In December 1975 Indonesia invaded the ex-Portuguese Colony of East Timor. In December 1989, 14 years later, Australia signed the Timor Gap treaty with Indonesia, putting profits from oil resources above principles. In signing the treaty Australia has acknowledged Indonesia as having the authority to make such a treaty despite the continuing battle by the people of East Timor for self determination.
In September 1988, Australia and Indonesia announced a zone of cooperation for the exploration of oil resources in the Timor Gap. The Timor Gap is an an oil rich area a little to the south of East Timor. Prior to 1975 a dispute existed between Portugal and Australia over the maritime boundary between East Timor and Australia. When Indonesia annexed East Timor it inherited this dispute. However negotiations stalled because of Australia’s initial stand refusing the recognise Indonesia’s illegal occupation of East Timor. But when a 1977 study on the oil potential of the Timor Gap revealed that the area could contain twice as much oil as Bass Strait the lure of profits provided an excuse for the Australian Government to seek an alibi for caving in on the question of the invasion.
The multinational companies, such as Woodside Petroleum, BHP, Shell, BP, Western Mining and Elf Aquitaine, with frozen exploration permits in the Timor Gap don’t give a hoot about the loss of life and suppression of basic human rights in East Timor. They wanted the dispute settled.

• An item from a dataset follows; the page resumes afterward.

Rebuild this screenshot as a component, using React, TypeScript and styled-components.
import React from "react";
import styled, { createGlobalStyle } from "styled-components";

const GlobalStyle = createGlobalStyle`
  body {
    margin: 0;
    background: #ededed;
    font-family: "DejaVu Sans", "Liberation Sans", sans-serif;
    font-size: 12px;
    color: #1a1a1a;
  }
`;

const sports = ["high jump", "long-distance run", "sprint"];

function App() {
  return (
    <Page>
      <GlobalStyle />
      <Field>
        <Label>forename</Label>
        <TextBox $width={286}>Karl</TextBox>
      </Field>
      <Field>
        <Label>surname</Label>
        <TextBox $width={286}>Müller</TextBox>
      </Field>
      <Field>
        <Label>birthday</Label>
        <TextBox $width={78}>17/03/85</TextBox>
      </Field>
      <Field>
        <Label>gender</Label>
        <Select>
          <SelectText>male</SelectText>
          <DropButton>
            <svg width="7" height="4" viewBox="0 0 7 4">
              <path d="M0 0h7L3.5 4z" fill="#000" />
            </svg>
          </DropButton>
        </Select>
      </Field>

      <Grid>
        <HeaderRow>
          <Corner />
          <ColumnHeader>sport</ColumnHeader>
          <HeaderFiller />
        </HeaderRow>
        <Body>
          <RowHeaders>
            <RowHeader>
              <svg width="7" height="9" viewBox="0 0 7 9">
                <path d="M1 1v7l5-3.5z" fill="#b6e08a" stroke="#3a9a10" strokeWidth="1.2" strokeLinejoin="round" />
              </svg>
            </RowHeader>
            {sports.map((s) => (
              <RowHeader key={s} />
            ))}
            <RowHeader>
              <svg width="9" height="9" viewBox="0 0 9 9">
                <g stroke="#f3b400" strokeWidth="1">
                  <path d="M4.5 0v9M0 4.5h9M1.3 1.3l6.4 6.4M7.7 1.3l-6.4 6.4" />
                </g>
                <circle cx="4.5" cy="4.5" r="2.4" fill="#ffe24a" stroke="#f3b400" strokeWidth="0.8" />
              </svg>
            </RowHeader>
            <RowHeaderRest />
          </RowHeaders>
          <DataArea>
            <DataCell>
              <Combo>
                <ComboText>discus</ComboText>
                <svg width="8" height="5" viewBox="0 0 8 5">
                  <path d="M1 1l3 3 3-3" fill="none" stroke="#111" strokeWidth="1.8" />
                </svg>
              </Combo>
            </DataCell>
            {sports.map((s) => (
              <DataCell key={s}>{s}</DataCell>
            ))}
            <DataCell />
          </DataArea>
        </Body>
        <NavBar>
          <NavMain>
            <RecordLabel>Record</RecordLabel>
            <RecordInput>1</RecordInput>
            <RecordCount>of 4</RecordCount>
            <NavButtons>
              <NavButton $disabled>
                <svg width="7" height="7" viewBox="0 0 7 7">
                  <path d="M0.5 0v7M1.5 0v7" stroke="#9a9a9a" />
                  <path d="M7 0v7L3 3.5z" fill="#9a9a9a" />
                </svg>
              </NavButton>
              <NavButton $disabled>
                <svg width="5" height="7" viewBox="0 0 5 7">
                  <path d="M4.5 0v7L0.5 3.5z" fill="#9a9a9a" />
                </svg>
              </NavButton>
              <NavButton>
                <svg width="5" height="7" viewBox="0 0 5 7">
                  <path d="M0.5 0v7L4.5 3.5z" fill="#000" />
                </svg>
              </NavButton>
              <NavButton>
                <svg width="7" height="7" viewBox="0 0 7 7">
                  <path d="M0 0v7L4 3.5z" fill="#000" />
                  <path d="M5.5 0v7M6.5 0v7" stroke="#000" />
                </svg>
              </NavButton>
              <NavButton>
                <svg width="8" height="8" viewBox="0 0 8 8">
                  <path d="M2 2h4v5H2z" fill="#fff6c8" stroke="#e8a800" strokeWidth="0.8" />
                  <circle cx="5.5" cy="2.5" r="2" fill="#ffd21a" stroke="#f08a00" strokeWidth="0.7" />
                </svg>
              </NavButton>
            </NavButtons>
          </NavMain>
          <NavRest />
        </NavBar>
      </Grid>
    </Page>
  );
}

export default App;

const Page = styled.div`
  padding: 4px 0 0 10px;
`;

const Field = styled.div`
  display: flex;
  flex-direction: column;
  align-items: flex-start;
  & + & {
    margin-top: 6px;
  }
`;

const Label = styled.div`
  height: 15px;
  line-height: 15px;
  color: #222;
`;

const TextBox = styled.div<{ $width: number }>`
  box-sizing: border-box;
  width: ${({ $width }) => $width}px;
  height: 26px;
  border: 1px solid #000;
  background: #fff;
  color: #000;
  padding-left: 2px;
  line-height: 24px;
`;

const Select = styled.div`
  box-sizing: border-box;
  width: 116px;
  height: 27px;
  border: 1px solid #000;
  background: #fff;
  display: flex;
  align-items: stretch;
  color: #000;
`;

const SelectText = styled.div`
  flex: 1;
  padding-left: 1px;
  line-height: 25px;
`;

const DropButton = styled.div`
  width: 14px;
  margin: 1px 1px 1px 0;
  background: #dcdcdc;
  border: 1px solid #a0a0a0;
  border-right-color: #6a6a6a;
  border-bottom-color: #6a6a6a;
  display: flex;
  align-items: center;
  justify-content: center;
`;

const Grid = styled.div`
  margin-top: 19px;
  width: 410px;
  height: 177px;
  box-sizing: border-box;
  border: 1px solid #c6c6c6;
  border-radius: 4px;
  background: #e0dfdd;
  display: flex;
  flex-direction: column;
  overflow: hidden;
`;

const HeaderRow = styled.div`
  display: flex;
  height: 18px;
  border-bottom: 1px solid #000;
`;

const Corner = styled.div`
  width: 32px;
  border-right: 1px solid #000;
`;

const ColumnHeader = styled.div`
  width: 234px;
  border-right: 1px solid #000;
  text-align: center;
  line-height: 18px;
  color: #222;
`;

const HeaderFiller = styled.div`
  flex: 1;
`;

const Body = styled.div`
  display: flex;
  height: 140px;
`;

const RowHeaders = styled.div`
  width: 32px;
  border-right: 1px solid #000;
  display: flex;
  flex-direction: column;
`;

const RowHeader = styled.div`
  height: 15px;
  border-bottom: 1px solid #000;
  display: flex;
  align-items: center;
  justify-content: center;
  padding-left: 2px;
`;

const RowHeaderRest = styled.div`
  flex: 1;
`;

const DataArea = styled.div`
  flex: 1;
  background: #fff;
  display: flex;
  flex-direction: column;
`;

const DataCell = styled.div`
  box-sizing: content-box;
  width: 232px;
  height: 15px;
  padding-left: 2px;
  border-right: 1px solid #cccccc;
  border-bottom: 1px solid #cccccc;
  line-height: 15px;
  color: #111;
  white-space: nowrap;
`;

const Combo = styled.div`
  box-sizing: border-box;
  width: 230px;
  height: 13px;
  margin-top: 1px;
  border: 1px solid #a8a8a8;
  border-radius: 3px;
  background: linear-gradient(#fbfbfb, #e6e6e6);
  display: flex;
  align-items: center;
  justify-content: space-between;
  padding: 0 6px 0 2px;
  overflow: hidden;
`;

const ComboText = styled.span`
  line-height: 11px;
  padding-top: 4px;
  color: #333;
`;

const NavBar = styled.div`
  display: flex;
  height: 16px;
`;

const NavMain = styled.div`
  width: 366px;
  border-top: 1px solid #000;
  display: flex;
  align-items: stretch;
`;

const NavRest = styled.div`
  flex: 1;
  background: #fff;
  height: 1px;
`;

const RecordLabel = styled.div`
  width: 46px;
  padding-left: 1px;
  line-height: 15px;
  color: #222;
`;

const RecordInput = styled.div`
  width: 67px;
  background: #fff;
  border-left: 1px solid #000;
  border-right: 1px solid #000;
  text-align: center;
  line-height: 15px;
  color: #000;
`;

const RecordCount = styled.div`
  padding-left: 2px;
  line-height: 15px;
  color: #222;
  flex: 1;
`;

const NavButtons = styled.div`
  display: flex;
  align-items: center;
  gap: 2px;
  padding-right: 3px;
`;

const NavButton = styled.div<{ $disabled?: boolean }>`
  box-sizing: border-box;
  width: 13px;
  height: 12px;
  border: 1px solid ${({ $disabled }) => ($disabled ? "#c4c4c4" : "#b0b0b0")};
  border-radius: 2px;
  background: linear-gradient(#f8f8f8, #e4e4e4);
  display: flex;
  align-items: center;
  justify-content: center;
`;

By 1978 Australia backed off from refusing to recognise Indonesia’s occupation by recognising that Indonesia had de facto control over East Timor. In February 1979 de jure recognition was granted to Indonesia when the Australian government into into negotiations with them over sea bed boundaries. The Australian and Indonesian Governments along with the big business pirates have betrayed the people of East Timor with the final signing of this treaty a decade later.

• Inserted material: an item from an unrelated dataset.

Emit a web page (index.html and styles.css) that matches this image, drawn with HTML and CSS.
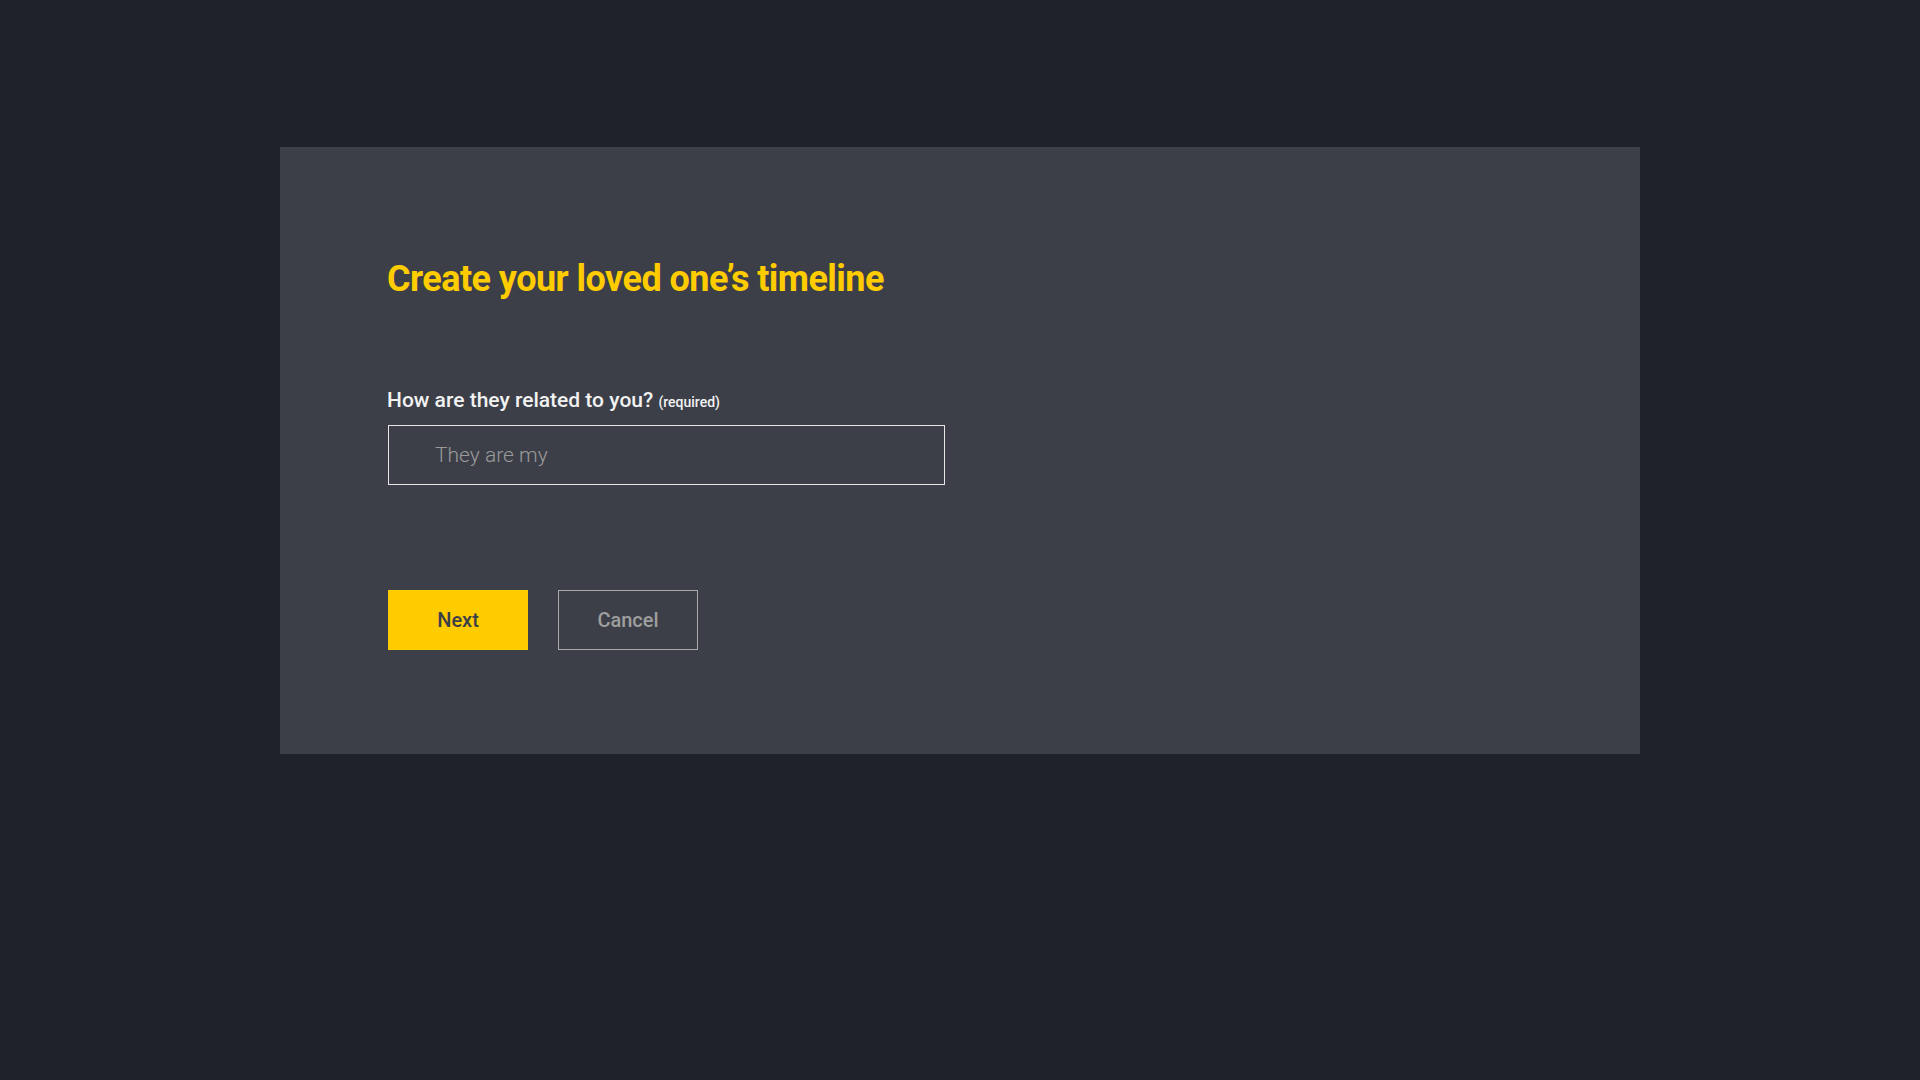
FILE: index.html
```html
<!DOCTYPE html>
<html lang="en">
<head>
  <meta charset="UTF-8">
  <meta name="viewport" content="width=device-width, initial-scale=1.0">
  <title>Create timeline</title>
  <link rel="stylesheet" href="styles.css">
</head>
<body>
  <div class="card">
    <h1 class="title">Create your loved one’s timeline</h1>

    <form class="timeline-form" onsubmit="return false">
      <label class="field-label" for="relation">How are they related to you? <span class="required">(required)</span></label>
      <input type="text" id="relation" class="field-input" placeholder="They are my">

      <div class="actions">
        <button type="submit" class="btn btn-primary">Next</button>
        <button type="button" class="btn btn-secondary">Cancel</button>
      </div>
    </form>
  </div>
</body>
</html>
```

FILE: styles.css
```css
body {
  font-family: Roboto, "Liberation Sans", Arial, sans-serif;
  margin: 0;
  padding: 0;
  background-color: #1f222b;
  min-height: 100vh;
}
.card {
  width: 1360px;
  box-sizing: border-box;
  margin: 147px 0 0 280px;
  padding: 111px 107px 104px;
  background-color: #3c3f48;
}
.title {
  margin: 0;
  font-size: 36px;
  font-weight: 700;
  line-height: 42px;
  color: #ffcc00;
  letter-spacing: -0.55px;
}
.timeline-form {
  display: flex;
  flex-direction: column;
  align-items: flex-start;
  margin-top: 89px;
}
.field-label {
  font-size: 21px;
  font-weight: 500;
  line-height: 23px;
  color: #f2f2f2;
}
.required {
  font-size: 14px;
  font-weight: 500;
}
.field-input {
  margin: 11px 0 0 1px;
  width: 557px;
  height: 60px;
  box-sizing: border-box;
  padding: 0 0 0 46px;
  border: 1px solid #e6e6e6;
  background: transparent;
  font-family: inherit;
  font-size: 21px;
  font-weight: 300;
  color: #f2f2f2;
  outline: none;
}
.field-input::placeholder {
  color: #9a9a9a;
}
.actions {
  display: flex;
  gap: 30px;
  margin: 105px 0 0 1px;
}
.btn {
  width: 140px;
  height: 60px;
  box-sizing: border-box;
  font-family: inherit;
  font-size: 20px;
  font-weight: 500;
  cursor: pointer;
}
.btn-primary {
  background-color: #ffcc00;
  border: 1px solid #ffcc00;
  color: #3c3f48;
}
.btn-secondary {
  background: transparent;
  border: 1px solid #a9a9a9;
  color: #9e9e9e;
}
```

But the East Timorese people, represented by Fretilin, will not stop struggling for independence and the left in Australia must continue to call for Indonesia to get out or better still for the East Timorese to throw them out. East Timor, The Hidden War is an excellent resource giving clear background information to this long struggle for justice. The 34 page booklet graphically describes East Timor as a ‘nation imprisoned’ and looks at conditions in East Timor today under the brutal Suharto regime. The second section chronicles the international sell out and cover up of the invasion and the many orchestrated visits designed to convince the world that the East Timorese people were very happy to be a part of Indonesia. The third section, International Responses, looks at both acts of solidarity towards the East Timorese people alongside acts of betrayal and the final section calls for a just solution to the war in East Timor. I believe the only just solution is for Indonesia to get out of East Timor and for an act of self determination to take place. The East Timorese people also need to make strong links with those opposed to the Suharto regime inside Indonesia.
East Timor, The Hidden War features a useful chronology of events, an international list of organisations campaigning for East Timorese Independence, a list of further resources about the struggle and segments at the end of each section on what the reader can do.